Source material
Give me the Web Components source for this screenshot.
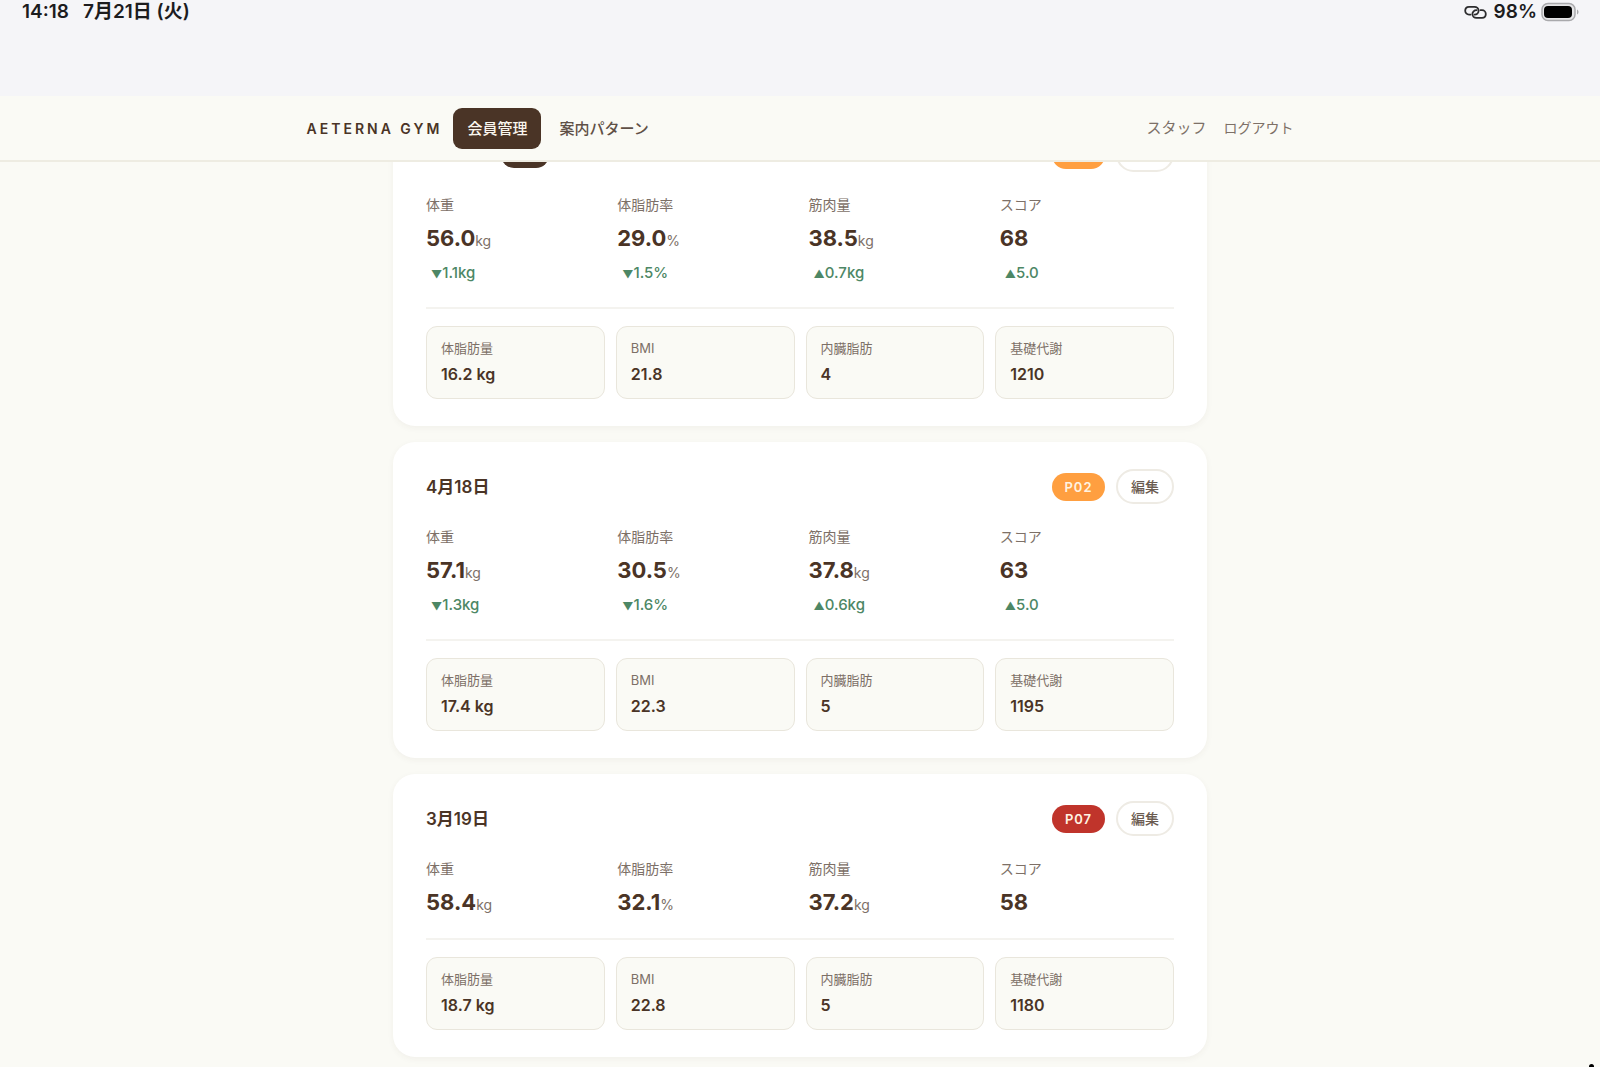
<!DOCTYPE html>
<html lang="ja">
<head>
<meta charset="utf-8">
<title>AETERNA GYM</title>
<style>
html, body { margin: 0; height: 100%; }
body { font-family: Inter, "Noto Sans CJK JP", sans-serif; color: #4a3426; background: #fafaf5; }
</style>
</head>
<body>
<gym-app></gym-app>
<script>
const define = (name, html, setup) => {
  const template = document.createElement('template');
  template.innerHTML = html;
  customElements.define(name, class extends HTMLElement {
    connectedCallback() {
      if (this.shadowRoot) return;
      const root = this.attachShadow({ mode: 'open' });
      root.append(template.content.cloneNode(true));
      if (setup) setup(this, root);
    }
  });
};

define('status-bar', `
<style>
:host { display: block; height: 96px; box-sizing: border-box; background: #f5f5f8; color: #1c1c1e; font-size: 19px; line-height: 24px; font-weight: 600; }
.row { display: flex; align-items: center; justify-content: space-between; padding: 0 21px 0 22px; }
.group { display: flex; align-items: center; }
.left { gap: 14px; }
.right { gap: 4px; }
.link { margin-right: 3px; }
svg { display: block; }
</style>
<div class="row">
  <div class="group left"><span>14:18</span><span>7月21日 (火)</span></div>
  <div class="group right">
    <svg class="link" width="23" height="15" viewBox="0 0 23 15" fill="none" stroke="#2c2c2e" stroke-width="1.8" stroke-linecap="round" aria-hidden="true">
      <path d="M6.500 9.600H5C2.800 9.600 1.200 7.900 1.200 5.700C1.200 3.500 2.800 1.900 5 1.900H10.500C12.800 1.900 14.600 3.600 14.600 5.700C14.600 7.900 12.800 9.600 10.500 9.600"/>
      <path d="M16.500 5.200H18C20.200 5.200 21.800 6.900 21.800 9.100C21.800 11.300 20.200 12.900 18 12.900H12.500C10.200 12.900 8.400 11.200 8.400 9.100C8.400 6.900 10.200 5.200 12.500 5.200"/>
    </svg>
    <span>98%</span>
    <svg width="38" height="20" viewBox="0 0 38 20" aria-hidden="true">
      <rect x="1" y="1.500" width="33" height="17" rx="6" fill="#e4e4e6" stroke="#a9a9ac" stroke-width="1.500"/>
      <rect x="3" y="4" width="28" height="12" rx="4" fill="#000"/>
      <path d="M36 7.500C38 8.200 38 11.800 36 12.500Z" fill="#a9a9ac"/>
    </svg>
  </div>
</div>`);

define('site-header', `
<style>
:host { display: block; position: relative; background: #fafaf5; border-bottom: 2px solid #eeece2; }
.inner { display: flex; align-items: center; justify-content: space-between; max-width: 987px; height: 64px; margin: 0 auto; padding: 0 24px; }
nav, .account { display: flex; align-items: center; }
nav { gap: 4px; }
.account { gap: 17px; color: #7d7067; font-size: 15px; line-height: 22px; }
.brand { font-size: 14px; font-weight: 600; letter-spacing: 3px; margin-right: 7px; white-space: nowrap; }
a { text-decoration: none; color: #5f5046; font-size: 15px; font-weight: 500; line-height: 23px; padding: 9px 14px; border-radius: 9px; white-space: nowrap; }
a[aria-current] { background: #4a3426; color: #faf6ee; }
button { all: unset; font-size: 14px; cursor: pointer; }
</style>
<div class="inner">
  <nav><span class="brand">AETERNA GYM</span><a href="#members" aria-current="page">会員管理</a><a href="#patterns">案内パターン</a></nav>
  <div class="account"><span>スタッフ</span><button type="button">ログアウト</button></div>
</div>`);

define('metric-item', `
<style>
:host { display: block; }
.label { font-size: 14px; line-height: 22px; color: #7d7067; }
.value { margin-top: 5px; font-size: 22px; line-height: 35px; font-weight: 700; white-space: nowrap; }
.unit { font-size: 14px; line-height: 14px; font-weight: 400; color: #7d7067; }
.delta { margin: 5px 0; padding-left: 5px; font-size: 15px; line-height: 23px; font-weight: 500; color: #4d8765; white-space: nowrap; }
.arrow { font-size: 11px; line-height: 11px; }
</style>
<div class="label"></div><div class="value"><span class="number"></span><span class="unit"></span></div><div class="delta"><span class="arrow"></span><span class="change"></span></div>`,
(host, root) => {
  for (const key of ['label', 'number', 'unit']) {
    const node = root.querySelector('.' + key);
    const text = host.getAttribute(key);
    if (text) node.textContent = text; else node.remove();
  }
  const delta = host.getAttribute('delta');
  if (delta) {
    root.querySelector('.arrow').textContent = delta[0];
    root.querySelector('.change').textContent = delta.slice(1);
  } else root.querySelector('.delta').remove();
});

define('detail-tile', `
<style>
:host { display: block; border: 1px solid #e9e6dc; border-radius: 11px; background: #fafaf5; padding: 12px 14px; }
.label { font-size: 13px; line-height: 18px; color: #7d7067; }
.value { margin-top: 5px; font-size: 16px; line-height: 24px; font-weight: 600; }
</style>
<div class="label"></div><div class="value"><slot></slot></div>`,
(host, root) => { root.querySelector('.label').textContent = host.getAttribute('label'); });

define('record-card', `
<style>
:host { display: block; background: #fff; border-radius: 22px; padding: 27px 33px; box-shadow: 0 2px 6px rgba(74, 52, 38, .05); }
header { display: flex; align-items: center; height: 35px; gap: 11px; }
h2 { margin: 0; font-size: 17px; line-height: 26px; font-weight: 600; }
.actions { display: flex; align-items: center; gap: 11px; margin-left: auto; }
.badge { box-sizing: border-box; min-width: 53px; height: 28px; padding: 0 12px; border-radius: 14px; background: var(--badge, #ff9f40); color: #fff3e2; font-size: 13px; line-height: 28px; font-weight: 600; text-align: center; letter-spacing: 1px; }
button { box-sizing: border-box; min-width: 58px; height: 35px; padding: 0; border: 2px solid #eeebe4; border-radius: 18px; background: #fff; color: #6b5b50; font: inherit; font-size: 14px; line-height: 20px; font-weight: 500; cursor: pointer; }
.metrics { display: grid; grid-template-columns: repeat(4, minmax(0, 1fr)); gap: 17px; margin-top: 22px; }
.details { display: grid; grid-template-columns: repeat(4, minmax(0, 1fr)); gap: 11px; margin-top: 18px; padding-top: 17px; border-top: 2px solid #f4f3ef; }
</style>
<header>
  <slot name="date"></slot><h2></h2>
  <div class="actions"><span class="badge"></span><button type="button" aria-label="編集"></button></div>
</header>
<div class="metrics"><slot name="metric"></slot></div>
<div class="details"><slot name="detail"></slot></div>`,
(host, root) => {
  root.querySelector('h2').textContent = host.getAttribute('date') || '';
  root.querySelector('.badge').textContent = host.getAttribute('pattern') || '';
  if (host.hasAttribute('pattern')) root.querySelector('button').textContent = '編集';
});

const records = [
  { latest: true, m: [['体重','56.0','kg','▼1.1kg'],['体脂肪率','29.0','%','▼1.5%'],['筋肉量','38.5','kg','▲0.7kg'],['スコア','68','','▲5.0']], d: ['16.2 kg','21.8','4','1210'] },
  { date: '4月18日', pattern: 'P02', m: [['体重','57.1','kg','▼1.3kg'],['体脂肪率','30.5','%','▼1.6%'],['筋肉量','37.8','kg','▲0.6kg'],['スコア','63','','▲5.0']], d: ['17.4 kg','22.3','5','1195'] },
  { date: '3月19日', pattern: 'P07', color: '#c0342b', m: [['体重','58.4','kg',''],['体脂肪率','32.1','%',''],['筋肉量','37.2','kg',''],['スコア','58','','']], d: ['18.7 kg','22.8','5','1180'] }
];
const detailLabels = ['体脂肪量', 'BMI', '内臓脂肪', '基礎代謝'];

define('gym-app', `
<style>
:host { display: flex; flex-direction: column; height: 100vh; overflow: hidden; position: relative; }
status-bar, site-header { flex: none; }
site-header { z-index: 1; }
main { flex: 1; min-height: 0; overflow: hidden; }
.list { display: flex; flex-direction: column; gap: 16px; max-width: 814px; margin: -52px auto 0; }
.latest { width: 48px; height: 26px; margin-left: 75px; border-radius: 13px; background: #4a3426; }
.corner { position: absolute; right: 6px; bottom: -3px; width: 5px; height: 6px; border-radius: 3px; background: #000; }
</style>
<status-bar></status-bar>
<site-header></site-header>
<main><div class="list"></div></main>
<span class="corner"></span>`,
(host, root) => {
  root.querySelector('.list').innerHTML = records.map(r => `
    <record-card ${r.date ? `date="${r.date}" pattern="${r.pattern}"` : ''} ${r.color ? `style="--badge: ${r.color}"` : ''}>
      ${r.latest ? '<span slot="date" class="latest"></span>' : ''}
      ${r.m.map(([label, number, unit, delta]) => `<metric-item slot="metric" label="${label}" number="${number}" unit="${unit}" delta="${delta}"></metric-item>`).join('')}
      ${r.d.map((value, i) => `<detail-tile slot="detail" label="${detailLabels[i]}">${value}</detail-tile>`).join('')}
    </record-card>`).join('');
});
</script>
</body>
</html>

Your instructions
Copy every line of the listing where the word "this" appears.

Task solution
Give me the Web Components source for this screenshot.
      if (this.shadowRoot) return;
      const root = this.attachShadow({ mode: 'open' });
      if (setup) setup(this, root);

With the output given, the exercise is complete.